● EXERCISE BRIEF: Quote every line of the data below as it stands, omitting pictures.

● DATASET SECTION:
:::

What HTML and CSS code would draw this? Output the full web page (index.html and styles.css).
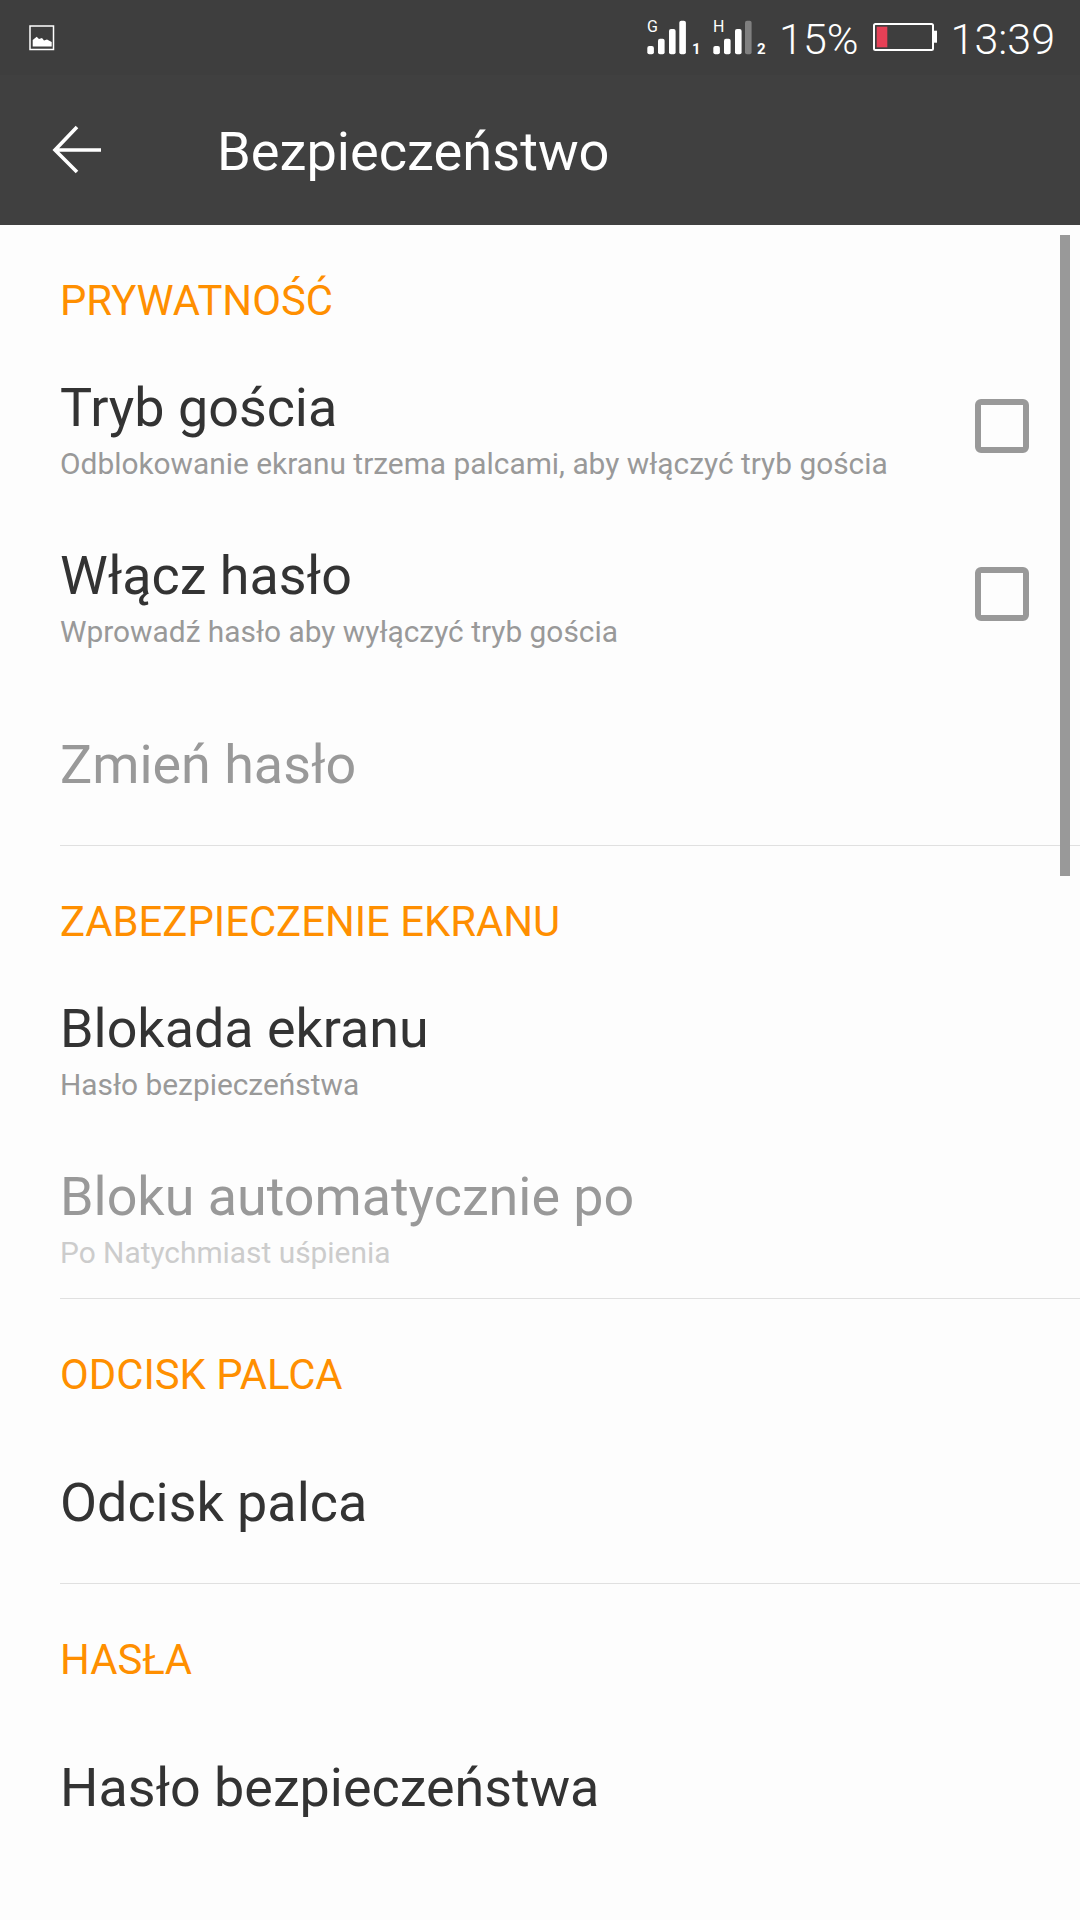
FILE: index.html
```html
<!DOCTYPE html>
<html lang="pl">
<head>
<meta charset="utf-8">
<title>Bezpieczeństwo</title>
<link rel="stylesheet" href="styles.css">
</head>
<body>
<div class="phone">
  <div class="status">
    <svg class="pic" width="26" height="26" viewBox="0 0 26 26"><rect x="1" y="1" width="23.500" height="23.500" fill="none" stroke="#fff" stroke-width="1.500"/><path d="M3.700 21.500V15l4-3.300 2.300 2.300 3-1 2 2.500 3-1 4.700 2.500v4.500z" fill="#fff"/></svg>
    <div class="status-right">
      <svg class="sig" width="66" height="75" viewBox="0 0 66 75"><text x="0" y="32" class="sig-l">G</text><rect x="0.300" y="46" width="6.600" height="8.300" rx="2" fill="#fff"/><rect x="11" y="38.700" width="6.600" height="15.600" rx="2" fill="#fff"/><rect x="22" y="29" width="6.600" height="25.300" rx="2" fill="#fff"/><rect x="32.300" y="20.700" width="6.600" height="33.600" rx="2" fill="#fff"/><text x="45" y="54.300" class="sig-n">1</text></svg>
      <svg class="sig" width="66" height="75" viewBox="0 0 66 75"><text x="0" y="32" class="sig-l">H</text><rect x="0.300" y="46" width="6.600" height="8.300" rx="2" fill="#fff"/><rect x="11" y="38.700" width="6.600" height="15.600" rx="2" fill="#fff"/><rect x="22" y="29" width="6.600" height="25.300" rx="2" fill="#fff"/><rect x="32" y="20.700" width="6.600" height="33.600" rx="2" fill="#808080"/><text x="44" y="54.300" class="sig-n">2</text></svg>
      <span class="pct">15%</span>
      <svg class="bat" width="64" height="75" viewBox="0 0 64 75"><rect x="1" y="24" width="59" height="26" rx="1.500" fill="none" stroke="#fff" stroke-width="2"/><rect x="3.700" y="26.700" width="10.600" height="20.600" fill="#e64056"/><rect x="60" y="30.700" width="4" height="12" fill="#fff"/></svg>
      <span class="time">13:39</span>
    </div>
  </div>
  <div class="appbar">
    <svg class="back" width="50" height="50" viewBox="0 0 50 50"><path d="M25 2 3 25l22 22M3 25h46" fill="none" stroke="#fff" stroke-width="3.600"/></svg>
    <span class="appbar-title">Bezpieczeństwo</span>
  </div>
  <div class="list">
    <section class="section divided">
      <h2 class="head">PRYWATNOŚĆ</h2>
      <div class="row two check"><div><div class="title">Tryb gościa</div><div class="sub">Odblokowanie ekranu trzema palcami, aby włączyć tryb gościa</div></div><span class="box"></span></div>
      <div class="row two check"><div><div class="title">Włącz hasło</div><div class="sub">Wprowadź hasło aby wyłączyć tryb gościa</div></div><span class="box"></span></div>
      <div class="row one off"><div class="title">Zmień hasło</div></div>
    </section>
    <section class="section divided">
      <h2 class="head">ZABEZPIECZENIE EKRANU</h2>
      <div class="row two"><div><div class="title">Blokada ekranu</div><div class="sub">Hasło bezpieczeństwa</div></div></div>
      <div class="row two last off"><div><div class="title">Bloku automatycznie po</div><div class="sub">Po Natychmiast uśpienia</div></div></div>
    </section>
    <section class="section divided">
      <h2 class="head">ODCISK PALCA</h2>
      <div class="row one"><div class="title">Odcisk palca</div></div>
    </section>
    <section class="section">
      <h2 class="head">HASŁA</h2>
      <div class="row one"><div class="title">Hasło bezpieczeństwa</div></div>
    </section>
    <div class="scrollbar"></div>
  </div>
</div>
</body>
</html>
```
FILE: styles.css
```css
* { box-sizing: border-box; }
html, body { margin: 0; padding: 0; }
body { font-family: Roboto, "Noto Sans", sans-serif; background: #fdfdfd; }
.phone { width: 1080px; height: 1920px; overflow: hidden; display: flex; flex-direction: column; }
.status { height: 75px; background: #3e3e3e; display: flex; align-items: center; justify-content: space-between; padding: 0 25px 0 29px; color: #fff; }
.status-right { display: flex; align-items: center; }
.pic { display: block; }
.sig { display: block; }
.sig-l { font-size: 16px; fill: #fff; font-family: Roboto, sans-serif; }
.sig-n { font-size: 15px; font-weight: 700; fill: #fff; font-family: Roboto, sans-serif; }
.pct { font-size: 43px; font-weight: 300; line-height: 1; margin-top: 3px; }
.bat { display: block; margin: 0 14px; }
.time { font-size: 43px; font-weight: 300; line-height: 1; margin-top: 3px; }
.appbar { height: 150px; background: #404040; display: flex; align-items: center; padding-left: 52px; color: #fff; }
.back { display: block; }
.appbar-title { font-size: 54.200px; font-weight: 400; margin-left: 115px; margin-top: 2px; }
.list { position: relative; flex: 1; padding-top: 25px; }
.section { padding-left: 60px; }
.divided .row:last-child { border-bottom: 1px solid #e0e0e0; }
.section + .section { padding-top: 25px; }
.head { margin: 0; height: 100px; display: flex; align-items: center; font-size: 41.800px; font-weight: 400; color: #ff8f00; }
.row { display: flex; justify-content: space-between; align-items: flex-start; }
.two { height: 168px; padding-top: 25px; }
.two.last { height: 160px; }
.one { height: 160px; align-items: center; padding-bottom: 2px; }
.title { font-size: 53.850px; line-height: 66px; color: #333; }
.sub { font-size: 29.870px; line-height: 44px; padding-top: 1px; color: #999; }
.off .title { color: #999; }
.off .sub { color: #ccc; }
.box { width: 54px; height: 54px; border: 6px solid #999; border-radius: 6px; margin: 24px 51px 0 0; flex: none; }
.scrollbar { position: absolute; top: 10px; right: 10px; width: 10px; height: 641px; background: #999; }
```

:::

● FULL RESPONSE:
What HTML and CSS code would draw this? Output the full web page (index.html and styles.css).
FILE: index.html
```html
<!DOCTYPE html>
<html lang="pl">
<head>
<meta charset="utf-8">
<title>Bezpieczeństwo</title>
<link rel="stylesheet" href="styles.css">
</head>
<body>
<div class="phone">
  <div class="status">
    <svg class="pic" width="26" height="26" viewBox="0 0 26 26"><rect x="1" y="1" width="23.500" height="23.500" fill="none" stroke="#fff" stroke-width="1.500"/><path d="M3.700 21.500V15l4-3.300 2.300 2.300 3-1 2 2.500 3-1 4.700 2.500v4.500z" fill="#fff"/></svg>
    <div class="status-right">
      <svg class="sig" width="66" height="75" viewBox="0 0 66 75"><text x="0" y="32" class="sig-l">G</text><rect x="0.300" y="46" width="6.600" height="8.300" rx="2" fill="#fff"/><rect x="11" y="38.700" width="6.600" height="15.600" rx="2" fill="#fff"/><rect x="22" y="29" width="6.600" height="25.300" rx="2" fill="#fff"/><rect x="32.300" y="20.700" width="6.600" height="33.600" rx="2" fill="#fff"/><text x="45" y="54.300" class="sig-n">1</text></svg>
      <svg class="sig" width="66" height="75" viewBox="0 0 66 75"><text x="0" y="32" class="sig-l">H</text><rect x="0.300" y="46" width="6.600" height="8.300" rx="2" fill="#fff"/><rect x="11" y="38.700" width="6.600" height="15.600" rx="2" fill="#fff"/><rect x="22" y="29" width="6.600" height="25.300" rx="2" fill="#fff"/><rect x="32" y="20.700" width="6.600" height="33.600" rx="2" fill="#808080"/><text x="44" y="54.300" class="sig-n">2</text></svg>
      <span class="pct">15%</span>
      <svg class="bat" width="64" height="75" viewBox="0 0 64 75"><rect x="1" y="24" width="59" height="26" rx="1.500" fill="none" stroke="#fff" stroke-width="2"/><rect x="3.700" y="26.700" width="10.600" height="20.600" fill="#e64056"/><rect x="60" y="30.700" width="4" height="12" fill="#fff"/></svg>
      <span class="time">13:39</span>
    </div>
  </div>
  <div class="appbar">
    <svg class="back" width="50" height="50" viewBox="0 0 50 50"><path d="M25 2 3 25l22 22M3 25h46" fill="none" stroke="#fff" stroke-width="3.600"/></svg>
    <span class="appbar-title">Bezpieczeństwo</span>
  </div>
  <div class="list">
    <section class="section divided">
      <h2 class="head">PRYWATNOŚĆ</h2>
      <div class="row two check"><div><div class="title">Tryb gościa</div><div class="sub">Odblokowanie ekranu trzema palcami, aby włączyć tryb gościa</div></div><span class="box"></span></div>
      <div class="row two check"><div><div class="title">Włącz hasło</div><div class="sub">Wprowadź hasło aby wyłączyć tryb gościa</div></div><span class="box"></span></div>
      <div class="row one off"><div class="title">Zmień hasło</div></div>
    </section>
    <section class="section divided">
      <h2 class="head">ZABEZPIECZENIE EKRANU</h2>
      <div class="row two"><div><div class="title">Blokada ekranu</div><div class="sub">Hasło bezpieczeństwa</div></div></div>
      <div class="row two last off"><div><div class="title">Bloku automatycznie po</div><div class="sub">Po Natychmiast uśpienia</div></div></div>
    </section>
    <section class="section divided">
      <h2 class="head">ODCISK PALCA</h2>
      <div class="row one"><div class="title">Odcisk palca</div></div>
    </section>
    <section class="section">
      <h2 class="head">HASŁA</h2>
      <div class="row one"><div class="title">Hasło bezpieczeństwa</div></div>
    </section>
    <div class="scrollbar"></div>
  </div>
</div>
</body>
</html>
```
FILE: styles.css
```css
* { box-sizing: border-box; }
html, body { margin: 0; padding: 0; }
body { font-family: Roboto, "Noto Sans", sans-serif; background: #fdfdfd; }
.phone { width: 1080px; height: 1920px; overflow: hidden; display: flex; flex-direction: column; }
.status { height: 75px; background: #3e3e3e; display: flex; align-items: center; justify-content: space-between; padding: 0 25px 0 29px; color: #fff; }
.status-right { display: flex; align-items: center; }
.pic { display: block; }
.sig { display: block; }
.sig-l { font-size: 16px; fill: #fff; font-family: Roboto, sans-serif; }
.sig-n { font-size: 15px; font-weight: 700; fill: #fff; font-family: Roboto, sans-serif; }
.pct { font-size: 43px; font-weight: 300; line-height: 1; margin-top: 3px; }
.bat { display: block; margin: 0 14px; }
.time { font-size: 43px; font-weight: 300; line-height: 1; margin-top: 3px; }
.appbar { height: 150px; background: #404040; display: flex; align-items: center; padding-left: 52px; color: #fff; }
.back { display: block; }
.appbar-title { font-size: 54.200px; font-weight: 400; margin-left: 115px; margin-top: 2px; }
.list { position: relative; flex: 1; padding-top: 25px; }
.section { padding-left: 60px; }
.divided .row:last-child { border-bottom: 1px solid #e0e0e0; }
.section + .section { padding-top: 25px; }
.head { margin: 0; height: 100px; display: flex; align-items: center; font-size: 41.800px; font-weight: 400; color: #ff8f00; }
.row { display: flex; justify-content: space-between; align-items: flex-start; }
.two { height: 168px; padding-top: 25px; }
.two.last { height: 160px; }
.one { height: 160px; align-items: center; padding-bottom: 2px; }
.title { font-size: 53.850px; line-height: 66px; color: #333; }
.sub { font-size: 29.870px; line-height: 44px; padding-top: 1px; color: #999; }
.off .title { color: #999; }
.off .sub { color: #ccc; }
.box { width: 54px; height: 54px; border: 6px solid #999; border-radius: 6px; margin: 24px 51px 0 0; flex: none; }
.scrollbar { position: absolute; top: 10px; right: 10px; width: 10px; height: 641px; background: #999; }
```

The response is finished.